The new chancellor opened his first Budget speech yesterday with a line that probably contained more truth than he knew. “As we prepare for our future outside the EU, we cannot rest on our past achievements.” It was the only admission in his speech that our economy is not in a healthy shape going into the Brexit process, in fact it was one of the only times he remembered to mention Brexit at all.
Seven years of Tory misrule have left our economy weak and precarious. The Tories have delayed their debt target three times, and completely abandoned their plan to close the deficit. They have presided over a massive real terms fall in education spending, and our investment in skills is well below the EU average. Our NHS and social care services are in crisis, wages are stagnating and household debt is ballooning. This is, to put it mildly, not an ideal position to start our EU exit negotiations from.
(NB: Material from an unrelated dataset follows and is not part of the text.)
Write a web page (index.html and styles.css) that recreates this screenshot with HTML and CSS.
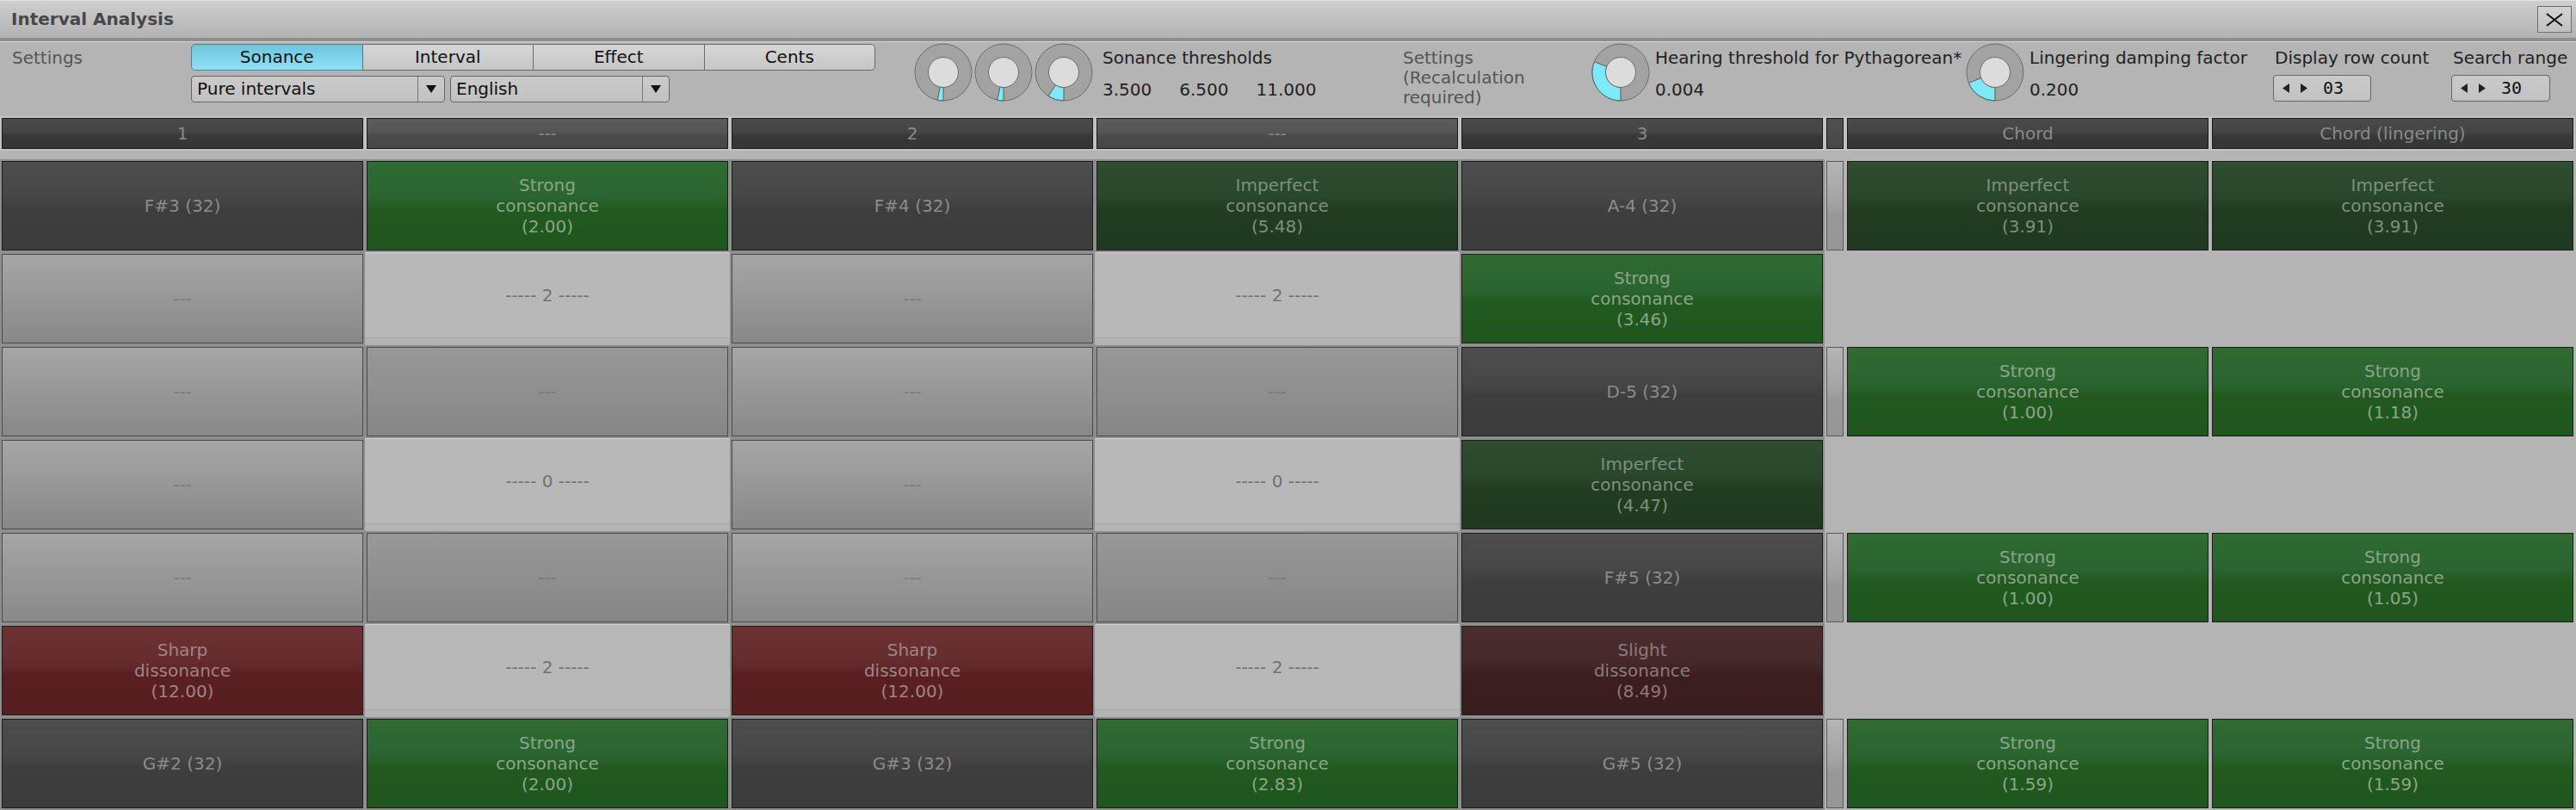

If you measure a Budget by how it tackles long-term challenges, rather than how many jokes the chancellor tells, then this was a terrible opening from Philip Hammond. Let’s start with productivity. The UK has had a productivity problem for years, with British workers taking five days to produce what German workers do in four.
Under Labour the productivity gap between the UK and Eurozone countries narrowed to seven per cent, but since 2010 it has risen again to 11 per cent and is set to carry on rising. This matters because low productivity means low wages, it is no coincidence that we are in the worst decade for wage growth since Napoleonic times according to the Resolution Foundation. The Office of Budget Responsibility once again downgraded productivity growth for the coming years, a damning verdict on the government’s failure to get a grip on this problem.
There are three basic ways to raise productivity. One is investing in skills. The budget did contain a plan for new T-levels for vocational education, and this is to be welcomed. But there was no acknowledgement that low productivity clusters in certain sectors, like care and retail, and no plan to solve that.
Second is infrastructure, which was barely mentioned in the budget. We know that productivity is more of a problem in the regions than in London and the South East, but the national infrastructure pipeline still shows that the government plans to spend 13 times more per head in London than in the south east. The Budget had nothing to say on this apart from a bit of loose cash to tackle urban traffic congestion. Finally there is the social infrastructure that supports people at work. Key to this is childcare, which the CBI have said should be considered as part of the national infrastructure plan. We need a massive investment in universal childcare to transform early years and help people get back to work and pursue the careers they want. Instead the government once again pushed back their very limited offer of 30 free hours. Not good enough.
The second long term challenge is demographic. According to the IPPR, by 2030 there will be a 33 per cent increase in the population of people aged 65-plus, while the working age population will only grow by three per cent. To put it simply, our society is getting older and this is going to present a demographic ticking timebomb as we spend more on pensions and face greater pressures on social care and the NHS.
The sticking plaster £2bn social care spending in the budget is totally inadequate to this challenge. But even worse than this, is the government’s obsession with cutting immigration to the tens of thousands, which would dramatically increase the ratio of pensioners to working age population. Either we are all going to start having a lot more children, or we are going to continue to need high levels of migration to support a growing pensioner population. The Budget was a chance for the chancellor to be honest with the British people about the demographic timebomb, but it was a chance he ducked.
Finally Brexit. The ghost at the chancellor’s feast. The word apparently unsayable like some kind of policy Voldemort. The OBR have once again used their economic and fiscal outlook to complain that the government is simply not giving them enough information to forecast anything, and it is no surprise. The prime minister’s speech was less a negotiating plan than a vague hope that everything will be alright on the night. The Budget contained no plan to deal with the fallout from this, despite the OBR downgrading growth and export predictions as a direct result of Brexit. It is not good enough to continue down this dangerous course with so little preparation for what is to come. This Budget was the economic equivalent of burying your head in the sand and hoping the world goes away. It won’t and we must be ready for the challenges of the next decades. Labour government required.